A group that advocates keeping personal information out of government hands wants a federal judge to intercede in its fight against the Pentagon.
The Electronic Privacy Information Center (EPIC) requested a temporary restraining order in U.S. district court Tuesday, asking the judge to overturn the Defense Department's decision not to release information about a controversial research project. The restraining order, which cannot be appealed, would force the Pentagon to give EPIC any documents related to the legal authority for the project, its impact on privacy and civil rights, and the activities of the project director, former National Security Adviser John Poindexter.
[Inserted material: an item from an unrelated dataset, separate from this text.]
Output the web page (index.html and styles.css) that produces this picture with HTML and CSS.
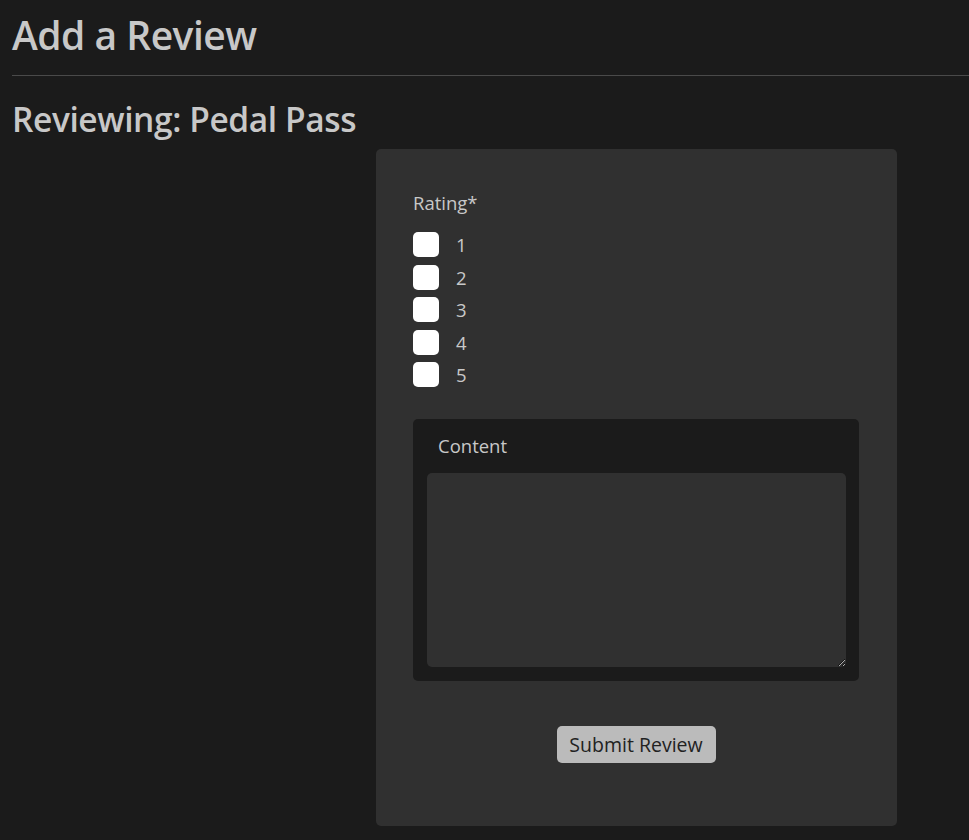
FILE: index.html
```html
<!DOCTYPE html>
<html lang="en">
<head>
<meta charset="utf-8">
<title>Add a Review</title>
<link rel="stylesheet" href="styles.css">
</head>
<body>
<main class="page">
  <h1 class="title">Add a Review</h1>
  <hr class="rule">
  <h2 class="subtitle">Reviewing: Pedal Pass</h2>
  <form class="card">
    <div class="rating">
      <div class="rating-label">Rating*</div>
      <label class="opt"><input type="checkbox" class="box"><span>1</span></label>
      <label class="opt"><input type="checkbox" class="box"><span>2</span></label>
      <label class="opt"><input type="checkbox" class="box"><span>3</span></label>
      <label class="opt"><input type="checkbox" class="box"><span>4</span></label>
      <label class="opt"><input type="checkbox" class="box"><span>5</span></label>
    </div>
    <div class="content-box">
      <label class="content-label" for="content">Content</label>
      <textarea id="content" class="content-input"></textarea>
    </div>
    <button type="button" class="submit">Submit Review</button>
  </form>
</main>
</body>
</html>
```
FILE: styles.css
```css
html, body {
  margin: 0;
  padding: 0;
  background: #1b1b1b;
}
body {
  font-family: "Open Sans", "Noto Sans", sans-serif;
  color: #c8c8c8;
  overflow: hidden;
}
.page {
  padding-left: 12px;
  display: flex;
  flex-direction: column;
}
.title {
  margin: 10px 0 0 0;
  font-size: 39px;
  font-weight: 600;
  line-height: 50px;
  letter-spacing: -0.5px;
}
.rule {
  margin: 15px 0 0 0;
  border: 0;
  border-top: 1px solid #4a4a4a;
  height: 0;
}
.subtitle {
  margin: 23px 0 0 0;
  font-size: 33.5px;
  font-weight: 600;
  line-height: 40px;
  letter-spacing: -0.4px;
}
.card {
  margin: 10px 0 0 364px;
  width: 521px;
  height: 677px;
  box-sizing: border-box;
  background: #303030;
  border-radius: 5px;
  padding: 41px 38px 0 37px;
  display: flex;
  flex-direction: column;
}
.rating {
  display: flex;
  flex-direction: column;
}
.rating-label {
  font-size: 18.5px;
  line-height: 26px;
  margin-bottom: 16px;
}
.opt {
  display: flex;
  align-items: center;
  height: 25px;
  margin-bottom: 7.5px;
  font-size: 18.5px;
}
.box {
  appearance: none;
  -webkit-appearance: none;
  margin: 0;
  width: 26px;
  height: 25px;
  background: #fff;
  border-radius: 5px;
  border: 0;
}
.opt span {
  margin-left: 17px;
}
.content-box {
  margin-top: 24px;
  background: #1b1b1b;
  border-radius: 5px;
  padding: 12px 13px 14px 14px;
  display: flex;
  flex-direction: column;
}
.content-label {
  font-size: 18.5px;
  line-height: 30px;
  padding-left: 11px;
  margin-bottom: 12px;
}
.content-input {
  height: 194px;
  box-sizing: border-box;
  background: #303030;
  border: 0;
  border-radius: 5px;
  color: #c8c8c8;
  resize: vertical;
  outline: none;
  font-family: inherit;
}
.submit {
  align-self: center;
  margin-top: 45px;
  width: 159px;
  height: 37px;
  background: #bbbbbb;
  color: #222;
  border: 0;
  border-radius: 5px;
  font-family: inherit;
  font-size: 19.5px;
  padding: 0;
}
```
The Pentagon launched the project, called the Total Information Awareness (TIA) system, almost a year ago as part of its ongoing research into counterterrorism strategies. Researchers are testing ways to electronically search databases of personal transactions-such as credit card purchases or phone records-to look for relationships among the data that might indicate a terrorist attack is being plotted.
Defense has denied EPIC's request for information about the TIA system, saying that the Freedom of Information Act doesn't apply to the organization. That law requires the government to release information to the news media. If granted, a restraining order would probably compel the Pentagon to expedite EPIC's access to the information, perhaps even requiring that the information be turned over immediately. However, the department could protest the ruling and seek to block access on different grounds, possibly arguing that releasing the information would jeopardize national security.
Furthermore, since a temporary restraining order usually expires after 10 days, it is often converted into a preliminary injunction. Unlike a restraining order, the injunction can be appealed. John Bates, U.S. district court judge for the District of Columbia, will ultimately decide all the legal matters, including whether EPIC qualifies as a news entity, but months could pass before he does so, and the release of any information would probably be stayed during that time.
The Defense project has been criticized by numerous civil liberties groups, privacy advocates and media commentators. Last week, members of the libertarian Cato Institute in Washington claimed any system that grew out of the research would violate people's privacy rights and undermine commerce.
Sen. Charles Grassley, R-Iowa, has asked the Defense inspector general to investigate the project and report back on the particulars of Poindexter's employment with the government. The department hired Poindexter as a contractor when he approached officials with the idea for the information system.
The choice of Poindexter to head the TIA system has stirred the ire of many in Washington. Poindexter was convicted on five felony counts of lying to Congress after the Iran-Contra scandal in the 1980s, but the convictions were overturned on appeal.
While the TIA system has been in the public spotlight for weeks, the government is actively pursuing a number of technological projects that could have the same impact the system's critics fear.
The government currently maintains a so-called "no-fly list," for example, which contains the names of people who aren't allowed on airplanes because of potential security risks. The list has reportedly kept some innocent people whose names match those on the list from traveling.
The Transportation Security Administration now uses a computer system to check the backgrounds of airline passengers, and is planning to expand that system to search more public and private databases.
And Sen. Chuck Schumer, D-N.Y., who called for Poindexter's resignation, in March proposed building a "law enforcement supercomputer" to serve as a repository for law enforcement and intelligence information. That information has historically been kept separate for fear of blurring the lines between domestic law enforcement operations and intelligence activities that constitute spying.
The TIA system is still in the early stages of research, and work won't be finished for about three years, according to Robert Popp, the deputy director. At that time, Defense will share the plans for the system with agencies interested in building and using it on their own.